* [What you should do] Extract the full listing verbatim and drop any pictures from your copy.
--------
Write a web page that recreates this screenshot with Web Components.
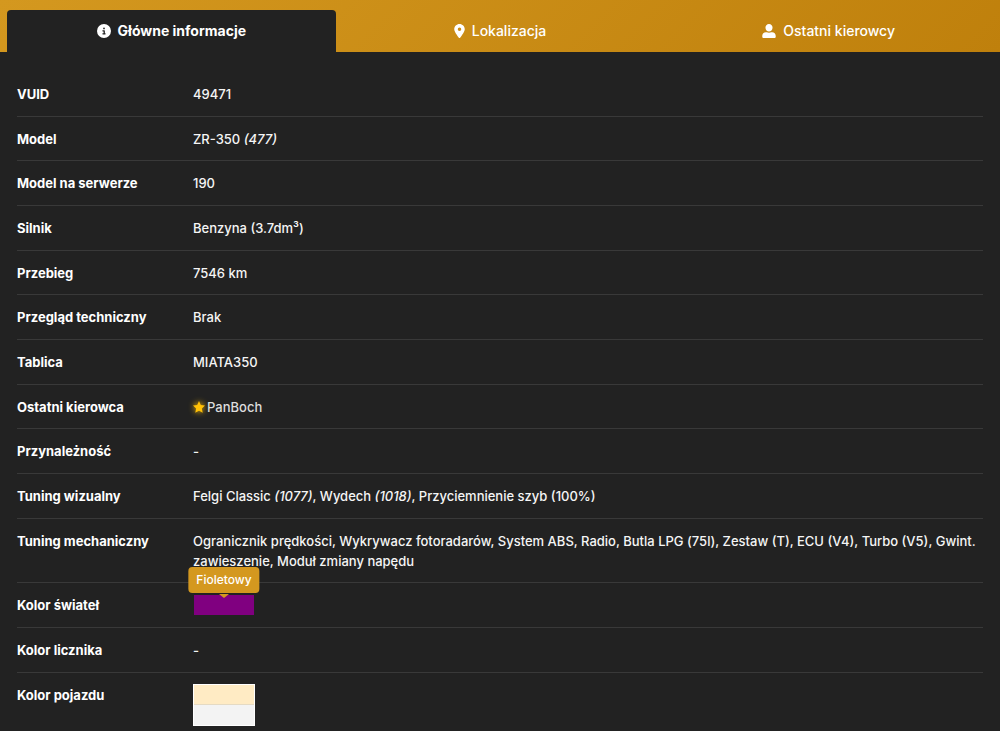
<!DOCTYPE html>
<html lang="pl">
<head>
<meta charset="utf-8">
<meta name="viewport" content="width=device-width, initial-scale=1">
<title>Pojazd 49471</title>
<style>
  html { background: #222; }
  body { margin: 0; background: #222; color: #f5f5f5; font: 14px/20px Inter, "Liberation Sans", sans-serif; }
</style>
</head>
<body>
<vehicle-tabs>
  <vehicle-tab icon="info" active>Główne informacje</vehicle-tab>
  <vehicle-tab icon="pin">Lokalizacja</vehicle-tab>
  <vehicle-tab icon="user">Ostatni kierowcy</vehicle-tab>
</vehicle-tabs>
<vehicle-details></vehicle-details>

<script>
const icons = {
  info: '<svg width="14" height="14" viewBox="0 0 512 512"><path fill="currentColor" d="M256 512A256 256 0 1 0 256 0a256 256 0 1 0 0 512zM216 336h24v-64h-24c-13.300 0-24-10.700-24-24s10.700-24 24-24h48c13.300 0 24 10.700 24 24v88h8c13.300 0 24 10.700 24 24s-10.700 24-24 24h-80c-13.300 0-24-10.700-24-24s10.700-24 24-24zm40-208a32 32 0 1 1 0 64 32 32 0 1 1 0-64z"/></svg>',
  pin: '<svg width="11" height="14" viewBox="0 0 384 512"><path fill="currentColor" d="M215.700 499.200C267 435 384 279.400 384 192 384 86 298 0 192 0S0 86 0 192c0 87.400 117 243 168.300 307.200 12.300 15.300 35.100 15.300 47.400 0zM192 128a64 64 0 1 1 0 128 64 64 0 1 1 0-128z"/></svg>',
  user: '<svg width="14" height="14" viewBox="0 0 512 512"><path fill="currentColor" d="M256 0a128 128 0 0 1 128 144c0 70-57 128-128 128S128 214 128 144A128 128 0 0 1 256 0zM144 300h30c52 24 112 24 164 0h30c80 0 134 60 134 136v28c0 26-22 48-48 48H58c-26 0-48-22-48-48v-28c0-76 54-136 134-136z"/></svg>'
};

function define(name, html, setup) {
  const template = document.createElement('template');
  template.innerHTML = html;
  customElements.define(name, class extends HTMLElement {
    constructor() {
      super();
      this.attachShadow({ mode: 'open' }).append(template.content.cloneNode(true));
    }
    connectedCallback() { if (setup) setup(this, this.shadowRoot); }
  });
}

define('vehicle-tabs', `
  <style>
    :host { display: block; background: linear-gradient(135deg, #d4981f, #bf800c); }
    nav { display: grid; grid-template-columns: repeat(3, 1fr); padding: 10px 7px 0; }
  </style>
  <nav aria-label="Informacje o pojeździe"><slot></slot></nav>`);

define('vehicle-tab', `
  <style>
    :host { display: block; }
    button { display: flex; align-items: center; justify-content: center; gap: 7px; width: 100%; height: 42px;
      margin: 0; padding: 0; border: 0; border-radius: 4px 4px 0 0; background: none; color: #fff;
      font: inherit; font-weight: 500; cursor: pointer; }
    :host([active]) button { background: #222; font-weight: 700; }
    .icon { display: flex; }
  </style>
  <button type="button"><span class="icon" aria-hidden="true"></span><span><slot></slot></span></button>`,
  (host, root) => {
    root.querySelector('.icon').innerHTML = icons[host.getAttribute('icon')];
    if (host.hasAttribute('active')) root.querySelector('button').setAttribute('aria-current', 'page');
  });

define('driver-link', `
  <style>
    :host { display: flex; }
    a { display: flex; align-items: center; gap: 2px; color: #ddd; text-decoration: none; }
    svg { filter: drop-shadow(0 0 3px #ffc107); }
  </style>
  <a href="#kierowca"><svg width="12" height="12" viewBox="0 0 24 24" aria-hidden="true"><path fill="#ffc107" d="M12 0l3.600 8 8.400 1-6.200 6 1.600 8.500L12 19.300 4.600 23.500 6.200 15 0 9l8.400-1z"/></svg><slot></slot></a>`);

define('color-swatch', `
  <style>
    :host { display: block; position: relative; width: 60px; height: 20px; margin-left: 1px; background: var(--swatch); }
    .tip { position: absolute; bottom: calc(100% + 2px); left: 50%; transform: translateX(-50%); box-sizing: border-box;
      height: 26px; padding: 3px 8px; border-radius: 4px; background: #d4981f; color: #fff; font-size: 12px; line-height: 20px; }
    .arrow { position: absolute; top: -1px; left: 50%; margin-left: -5px; border: solid transparent; border-width: 4px 5px 0; border-top-color: #d4981f; }
    [hidden] { display: none; }
  </style>
  <span class="tip" role="tooltip"><slot></slot></span><span class="arrow"></span>`,
  (host, root) => {
    host.style.setProperty('--swatch', host.getAttribute('color'));
    root.querySelectorAll('span').forEach(part => part.hidden = !host.textContent.trim());
  });

define('color-stack', `
  <style>
    :host { display: flex; flex-direction: column; box-sizing: border-box; width: 62px; border: 1px solid #fff; }
    ::slotted(color-swatch) { margin: 0; }
    ::slotted(color-swatch:first-child) { box-shadow: inset 0 -1px #e5dac3; }
  </style><slot></slot>`);

define('vehicle-details', `
  <style>
    :host { display: block; padding: 20px 17px 0; font-size: 13px; font-weight: 500; }
    table { width: 100%; border-collapse: separate; border-spacing: 0; table-layout: fixed; }
    th, td { padding: 12px 0; border-bottom: 1px solid #393939; text-align: left; vertical-align: top; }
    tr:nth-child(3n + 2) > * { padding-bottom: 11px; }
    tr:last-child > * { padding-bottom: 0; border-bottom: 0; }
    tr:last-child > td { padding-top: 11px; }
    th { width: 176px; font-weight: 700; color: #fff; }
  </style>
  <table><tbody>
    <tr><th scope="row">VUID</th><td>49471</td></tr>
    <tr><th scope="row">Model</th><td>ZR-350 <i>(477)</i></td></tr>
    <tr><th scope="row">Model na serwerze</th><td>190</td></tr>
    <tr><th scope="row">Silnik</th><td>Benzyna (3.7dm³)</td></tr>
    <tr><th scope="row">Przebieg</th><td>7546 km</td></tr>
    <tr><th scope="row">Przegląd techniczny</th><td>Brak</td></tr>
    <tr><th scope="row">Tablica</th><td>MIATA350</td></tr>
    <tr><th scope="row">Ostatni kierowca</th><td><driver-link>PanBoch</driver-link></td></tr>
    <tr><th scope="row">Przynależność</th><td>-</td></tr>
    <tr><th scope="row">Tuning wizualny</th><td>Felgi Classic <i>(1077)</i>, Wydech <i>(1018)</i>, Przyciemnienie szyb (100%)</td></tr>
    <tr><th scope="row">Tuning mechaniczny</th><td>Ogranicznik prędkości, Wykrywacz fotoradarów, System ABS, Radio, Butla LPG (75l), Zestaw (T), ECU (V4), Turbo (V5), Gwint. zawieszenie, Moduł zmiany napędu</td></tr>
    <tr><th scope="row">Kolor świateł</th><td><color-swatch color="#800080">Fioletowy</color-swatch></td></tr>
    <tr><th scope="row">Kolor licznika</th><td>-</td></tr>
    <tr><th scope="row">Kolor pojazdu</th><td><color-stack><color-swatch color="#ffebc4"></color-swatch><color-swatch color="#f3f3f3"></color-swatch></color-stack></td></tr>
  </tbody></table>`);
</script>
</body>
</html>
--------
* [Answer for the task]
Write a web page that recreates this screenshot with Web Components.
<!DOCTYPE html>
<html lang="pl">
<head>
<meta charset="utf-8">
<meta name="viewport" content="width=device-width, initial-scale=1">
<title>Pojazd 49471</title>
<style>
  html { background: #222; }
  body { margin: 0; background: #222; color: #f5f5f5; font: 14px/20px Inter, "Liberation Sans", sans-serif; }
</style>
</head>
<body>
<vehicle-tabs>
  <vehicle-tab icon="info" active>Główne informacje</vehicle-tab>
  <vehicle-tab icon="pin">Lokalizacja</vehicle-tab>
  <vehicle-tab icon="user">Ostatni kierowcy</vehicle-tab>
</vehicle-tabs>
<vehicle-details></vehicle-details>

<script>
const icons = {
  info: '<svg width="14" height="14" viewBox="0 0 512 512"><path fill="currentColor" d="M256 512A256 256 0 1 0 256 0a256 256 0 1 0 0 512zM216 336h24v-64h-24c-13.300 0-24-10.700-24-24s10.700-24 24-24h48c13.300 0 24 10.700 24 24v88h8c13.300 0 24 10.700 24 24s-10.700 24-24 24h-80c-13.300 0-24-10.700-24-24s10.700-24 24-24zm40-208a32 32 0 1 1 0 64 32 32 0 1 1 0-64z"/></svg>',
  pin: '<svg width="11" height="14" viewBox="0 0 384 512"><path fill="currentColor" d="M215.700 499.200C267 435 384 279.400 384 192 384 86 298 0 192 0S0 86 0 192c0 87.400 117 243 168.300 307.200 12.300 15.300 35.100 15.300 47.400 0zM192 128a64 64 0 1 1 0 128 64 64 0 1 1 0-128z"/></svg>',
  user: '<svg width="14" height="14" viewBox="0 0 512 512"><path fill="currentColor" d="M256 0a128 128 0 0 1 128 144c0 70-57 128-128 128S128 214 128 144A128 128 0 0 1 256 0zM144 300h30c52 24 112 24 164 0h30c80 0 134 60 134 136v28c0 26-22 48-48 48H58c-26 0-48-22-48-48v-28c0-76 54-136 134-136z"/></svg>'
};

function define(name, html, setup) {
  const template = document.createElement('template');
  template.innerHTML = html;
  customElements.define(name, class extends HTMLElement {
    constructor() {
      super();
      this.attachShadow({ mode: 'open' }).append(template.content.cloneNode(true));
    }
    connectedCallback() { if (setup) setup(this, this.shadowRoot); }
  });
}

define('vehicle-tabs', `
  <style>
    :host { display: block; background: linear-gradient(135deg, #d4981f, #bf800c); }
    nav { display: grid; grid-template-columns: repeat(3, 1fr); padding: 10px 7px 0; }
  </style>
  <nav aria-label="Informacje o pojeździe"><slot></slot></nav>`);

define('vehicle-tab', `
  <style>
    :host { display: block; }
    button { display: flex; align-items: center; justify-content: center; gap: 7px; width: 100%; height: 42px;
      margin: 0; padding: 0; border: 0; border-radius: 4px 4px 0 0; background: none; color: #fff;
      font: inherit; font-weight: 500; cursor: pointer; }
    :host([active]) button { background: #222; font-weight: 700; }
    .icon { display: flex; }
  </style>
  <button type="button"><span class="icon" aria-hidden="true"></span><span><slot></slot></span></button>`,
  (host, root) => {
    root.querySelector('.icon').innerHTML = icons[host.getAttribute('icon')];
    if (host.hasAttribute('active')) root.querySelector('button').setAttribute('aria-current', 'page');
  });

define('driver-link', `
  <style>
    :host { display: flex; }
    a { display: flex; align-items: center; gap: 2px; color: #ddd; text-decoration: none; }
    svg { filter: drop-shadow(0 0 3px #ffc107); }
  </style>
  <a href="#kierowca"><svg width="12" height="12" viewBox="0 0 24 24" aria-hidden="true"><path fill="#ffc107" d="M12 0l3.600 8 8.400 1-6.200 6 1.600 8.500L12 19.300 4.600 23.500 6.200 15 0 9l8.400-1z"/></svg><slot></slot></a>`);

define('color-swatch', `
  <style>
    :host { display: block; position: relative; width: 60px; height: 20px; margin-left: 1px; background: var(--swatch); }
    .tip { position: absolute; bottom: calc(100% + 2px); left: 50%; transform: translateX(-50%); box-sizing: border-box;
      height: 26px; padding: 3px 8px; border-radius: 4px; background: #d4981f; color: #fff; font-size: 12px; line-height: 20px; }
    .arrow { position: absolute; top: -1px; left: 50%; margin-left: -5px; border: solid transparent; border-width: 4px 5px 0; border-top-color: #d4981f; }
    [hidden] { display: none; }
  </style>
  <span class="tip" role="tooltip"><slot></slot></span><span class="arrow"></span>`,
  (host, root) => {
    host.style.setProperty('--swatch', host.getAttribute('color'));
    root.querySelectorAll('span').forEach(part => part.hidden = !host.textContent.trim());
  });

define('color-stack', `
  <style>
    :host { display: flex; flex-direction: column; box-sizing: border-box; width: 62px; border: 1px solid #fff; }
    ::slotted(color-swatch) { margin: 0; }
    ::slotted(color-swatch:first-child) { box-shadow: inset 0 -1px #e5dac3; }
  </style><slot></slot>`);

define('vehicle-details', `
  <style>
    :host { display: block; padding: 20px 17px 0; font-size: 13px; font-weight: 500; }
    table { width: 100%; border-collapse: separate; border-spacing: 0; table-layout: fixed; }
    th, td { padding: 12px 0; border-bottom: 1px solid #393939; text-align: left; vertical-align: top; }
    tr:nth-child(3n + 2) > * { padding-bottom: 11px; }
    tr:last-child > * { padding-bottom: 0; border-bottom: 0; }
    tr:last-child > td { padding-top: 11px; }
    th { width: 176px; font-weight: 700; color: #fff; }
  </style>
  <table><tbody>
    <tr><th scope="row">VUID</th><td>49471</td></tr>
    <tr><th scope="row">Model</th><td>ZR-350 <i>(477)</i></td></tr>
    <tr><th scope="row">Model na serwerze</th><td>190</td></tr>
    <tr><th scope="row">Silnik</th><td>Benzyna (3.7dm³)</td></tr>
    <tr><th scope="row">Przebieg</th><td>7546 km</td></tr>
    <tr><th scope="row">Przegląd techniczny</th><td>Brak</td></tr>
    <tr><th scope="row">Tablica</th><td>MIATA350</td></tr>
    <tr><th scope="row">Ostatni kierowca</th><td><driver-link>PanBoch</driver-link></td></tr>
    <tr><th scope="row">Przynależność</th><td>-</td></tr>
    <tr><th scope="row">Tuning wizualny</th><td>Felgi Classic <i>(1077)</i>, Wydech <i>(1018)</i>, Przyciemnienie szyb (100%)</td></tr>
    <tr><th scope="row">Tuning mechaniczny</th><td>Ogranicznik prędkości, Wykrywacz fotoradarów, System ABS, Radio, Butla LPG (75l), Zestaw (T), ECU (V4), Turbo (V5), Gwint. zawieszenie, Moduł zmiany napędu</td></tr>
    <tr><th scope="row">Kolor świateł</th><td><color-swatch color="#800080">Fioletowy</color-swatch></td></tr>
    <tr><th scope="row">Kolor licznika</th><td>-</td></tr>
    <tr><th scope="row">Kolor pojazdu</th><td><color-stack><color-swatch color="#ffebc4"></color-swatch><color-swatch color="#f3f3f3"></color-swatch></color-stack></td></tr>
  </tbody></table>`);
</script>
</body>
</html>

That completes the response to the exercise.